_EXERCISE:_ Report every line from the material that contains the word "this".

_RECORDS SUPPLIED:_
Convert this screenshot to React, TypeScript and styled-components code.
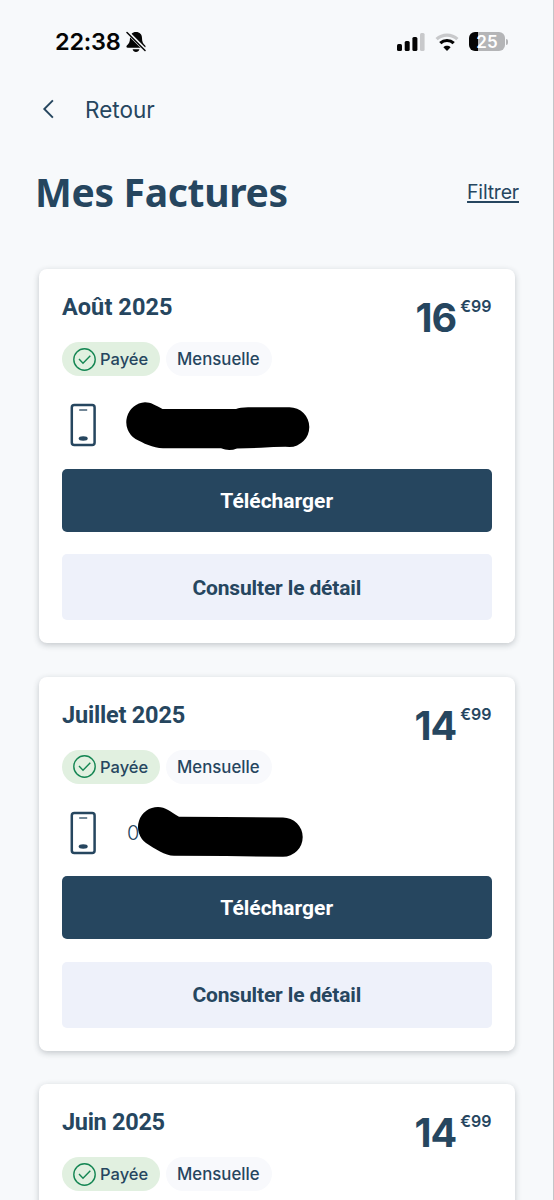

==

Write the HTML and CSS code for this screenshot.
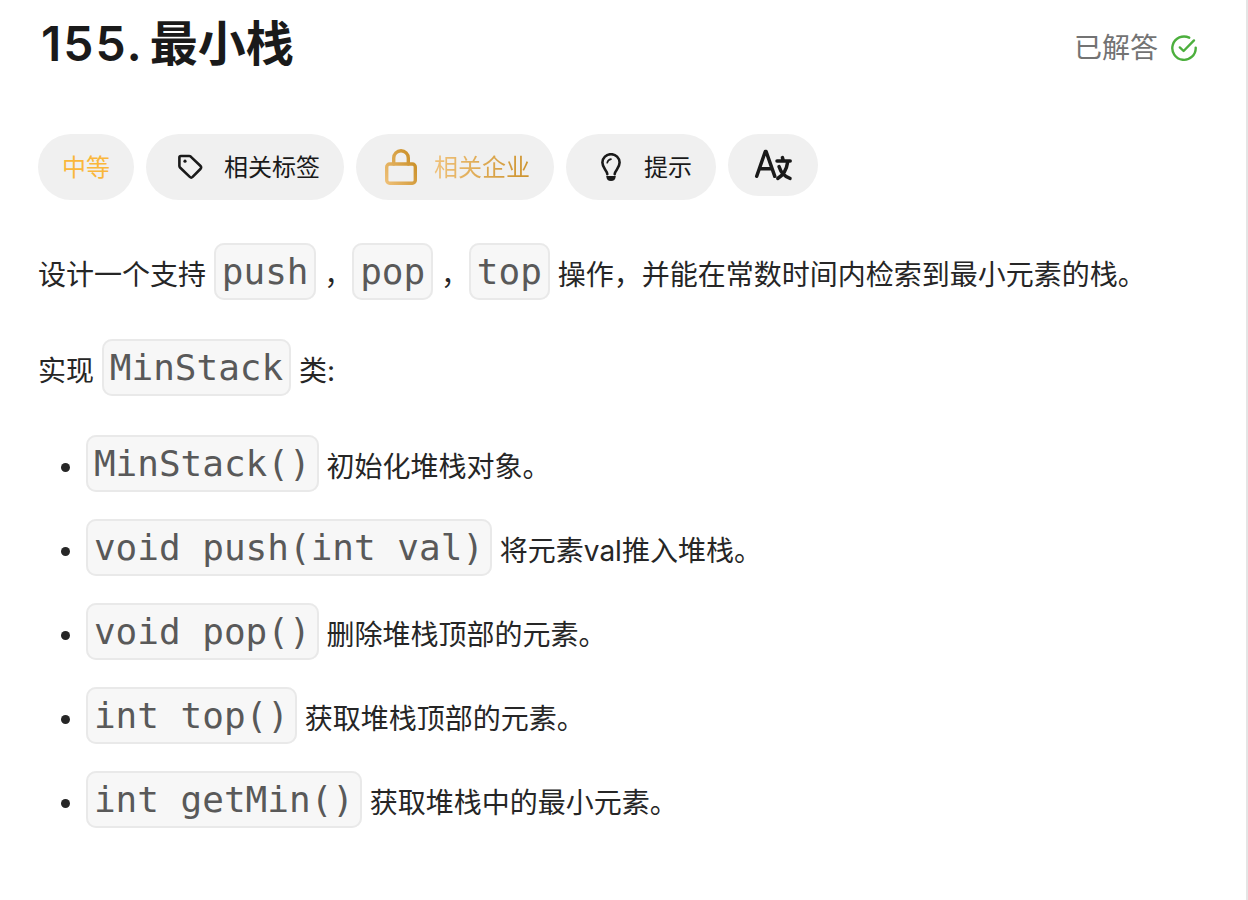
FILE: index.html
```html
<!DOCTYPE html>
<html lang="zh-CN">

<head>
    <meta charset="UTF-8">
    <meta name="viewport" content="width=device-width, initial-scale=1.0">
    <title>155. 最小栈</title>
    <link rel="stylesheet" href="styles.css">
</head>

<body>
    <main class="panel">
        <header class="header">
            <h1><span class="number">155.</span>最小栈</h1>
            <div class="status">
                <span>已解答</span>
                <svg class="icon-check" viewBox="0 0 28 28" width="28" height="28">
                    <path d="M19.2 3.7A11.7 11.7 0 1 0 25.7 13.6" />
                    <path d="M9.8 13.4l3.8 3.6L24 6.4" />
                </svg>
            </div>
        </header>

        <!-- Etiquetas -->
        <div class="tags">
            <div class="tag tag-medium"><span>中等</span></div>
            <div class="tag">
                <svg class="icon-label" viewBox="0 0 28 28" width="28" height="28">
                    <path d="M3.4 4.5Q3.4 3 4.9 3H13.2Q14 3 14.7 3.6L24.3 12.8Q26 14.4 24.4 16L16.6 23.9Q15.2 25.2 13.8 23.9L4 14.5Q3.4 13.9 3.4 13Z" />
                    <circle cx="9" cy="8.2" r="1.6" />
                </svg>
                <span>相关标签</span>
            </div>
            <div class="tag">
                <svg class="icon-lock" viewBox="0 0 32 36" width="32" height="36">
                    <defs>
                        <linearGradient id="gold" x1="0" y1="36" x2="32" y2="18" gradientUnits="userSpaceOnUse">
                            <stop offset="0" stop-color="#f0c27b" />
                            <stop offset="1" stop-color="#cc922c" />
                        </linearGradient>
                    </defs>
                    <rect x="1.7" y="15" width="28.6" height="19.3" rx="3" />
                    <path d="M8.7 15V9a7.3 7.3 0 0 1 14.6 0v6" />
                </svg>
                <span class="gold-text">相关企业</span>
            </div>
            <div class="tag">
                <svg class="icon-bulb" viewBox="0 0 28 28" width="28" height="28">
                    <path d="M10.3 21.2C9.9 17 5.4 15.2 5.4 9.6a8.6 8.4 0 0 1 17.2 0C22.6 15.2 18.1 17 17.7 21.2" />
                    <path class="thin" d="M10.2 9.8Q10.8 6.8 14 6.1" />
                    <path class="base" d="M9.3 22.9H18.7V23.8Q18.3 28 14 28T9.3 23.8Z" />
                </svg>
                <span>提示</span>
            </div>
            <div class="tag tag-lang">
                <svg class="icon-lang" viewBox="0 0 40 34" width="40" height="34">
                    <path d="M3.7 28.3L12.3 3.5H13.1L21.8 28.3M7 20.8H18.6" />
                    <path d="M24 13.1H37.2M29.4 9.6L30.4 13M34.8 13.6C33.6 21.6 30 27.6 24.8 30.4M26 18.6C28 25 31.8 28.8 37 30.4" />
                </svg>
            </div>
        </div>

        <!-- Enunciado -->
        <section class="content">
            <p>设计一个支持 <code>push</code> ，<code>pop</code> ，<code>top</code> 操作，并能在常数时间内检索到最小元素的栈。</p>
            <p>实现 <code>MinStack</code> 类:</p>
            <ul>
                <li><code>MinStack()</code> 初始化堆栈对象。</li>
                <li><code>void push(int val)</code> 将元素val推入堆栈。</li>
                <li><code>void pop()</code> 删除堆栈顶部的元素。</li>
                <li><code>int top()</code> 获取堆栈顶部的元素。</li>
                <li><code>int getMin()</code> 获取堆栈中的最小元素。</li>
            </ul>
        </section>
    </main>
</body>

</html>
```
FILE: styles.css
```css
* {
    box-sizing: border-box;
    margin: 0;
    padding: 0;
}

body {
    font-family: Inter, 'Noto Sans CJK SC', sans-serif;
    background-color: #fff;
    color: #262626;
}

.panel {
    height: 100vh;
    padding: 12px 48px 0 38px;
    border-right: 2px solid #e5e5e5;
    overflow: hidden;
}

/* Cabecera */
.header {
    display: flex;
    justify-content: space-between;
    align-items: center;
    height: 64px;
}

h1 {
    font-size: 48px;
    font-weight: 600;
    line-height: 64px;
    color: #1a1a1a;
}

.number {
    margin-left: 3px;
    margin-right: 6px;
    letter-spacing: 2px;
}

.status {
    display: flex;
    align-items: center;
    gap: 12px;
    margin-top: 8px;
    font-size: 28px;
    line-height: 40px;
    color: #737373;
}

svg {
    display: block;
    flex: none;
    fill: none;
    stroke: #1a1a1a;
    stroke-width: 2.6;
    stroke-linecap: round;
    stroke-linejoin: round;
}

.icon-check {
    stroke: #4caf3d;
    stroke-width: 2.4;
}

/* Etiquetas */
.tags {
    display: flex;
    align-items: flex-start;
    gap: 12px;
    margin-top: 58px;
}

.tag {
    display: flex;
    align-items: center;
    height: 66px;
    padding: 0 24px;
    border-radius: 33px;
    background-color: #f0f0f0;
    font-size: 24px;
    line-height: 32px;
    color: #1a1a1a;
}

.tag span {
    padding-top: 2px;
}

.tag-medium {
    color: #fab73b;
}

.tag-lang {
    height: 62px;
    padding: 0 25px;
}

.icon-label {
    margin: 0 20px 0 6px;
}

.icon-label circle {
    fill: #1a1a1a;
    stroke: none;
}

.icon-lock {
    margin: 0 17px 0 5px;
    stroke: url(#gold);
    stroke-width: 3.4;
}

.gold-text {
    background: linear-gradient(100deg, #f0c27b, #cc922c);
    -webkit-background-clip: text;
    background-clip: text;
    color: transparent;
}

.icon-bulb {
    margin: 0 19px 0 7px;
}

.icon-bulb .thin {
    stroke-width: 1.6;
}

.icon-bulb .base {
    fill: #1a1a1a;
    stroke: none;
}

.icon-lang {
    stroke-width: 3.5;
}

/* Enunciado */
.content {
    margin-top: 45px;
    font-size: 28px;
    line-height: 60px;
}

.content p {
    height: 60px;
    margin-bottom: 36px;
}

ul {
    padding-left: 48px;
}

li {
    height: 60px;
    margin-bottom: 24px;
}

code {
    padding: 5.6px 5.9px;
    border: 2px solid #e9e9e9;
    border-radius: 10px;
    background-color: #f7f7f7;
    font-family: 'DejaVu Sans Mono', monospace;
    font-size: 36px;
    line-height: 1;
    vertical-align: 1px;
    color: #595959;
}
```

_RESPONSE BELOW:_
Convert this screenshot to React, TypeScript and styled-components code.
Write the HTML and CSS code for this screenshot.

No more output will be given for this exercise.